Processing started last Saturday and everything will be ready for shipping or on-farm purchase by Thursday, December 20.

“It’s mayhem, but happy mayhem,” says Christopher. “I love this time of year and being able to help people who often ring in a degree of panic because they know they need a turkey and want it so much to be something they can count on.

“We have a good team that varies from 10-16 for this week and last week who are mainly Eastern Europeans who come every year. There was a time when villagers from Market Weighton would come but that is a good few years ago now.”

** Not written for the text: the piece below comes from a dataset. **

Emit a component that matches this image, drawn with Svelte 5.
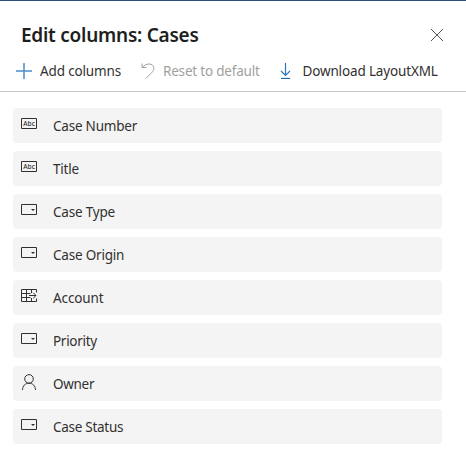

Christopher tells of how turkey farming became part of his livelihood from a very early age.

“‘My parents, Peter and Elizabeth, started farming at East Bursea Farm near Holme on Spalding Moor in 1952 and had a mixed farming operation of pigs, sheep, cattle and arable land.

“They diversified into turkeys to earn extra income and purchased what is today Riverhead Turkey Farm across the road from where we live just outside Market Weighton.

“Riverhead was purchased in 1958 and two further farms were acquired here at Market Weighton that today gives us an overall acreage including East Bursea of around 600 acres.

“While we are mainly arable farmers the rest of the year it’s a real family effort on the turkey front right now.

“Miriam keeps me in order. She’s back from university in Glasgow and looks after all the orders and invoicing.

“Fergus is on deliveries. Alison looks after the staff and my mum, now 89, keeps in touch with what’s going on. We will be going flat out on sales right up until midday on Christmas Eve.”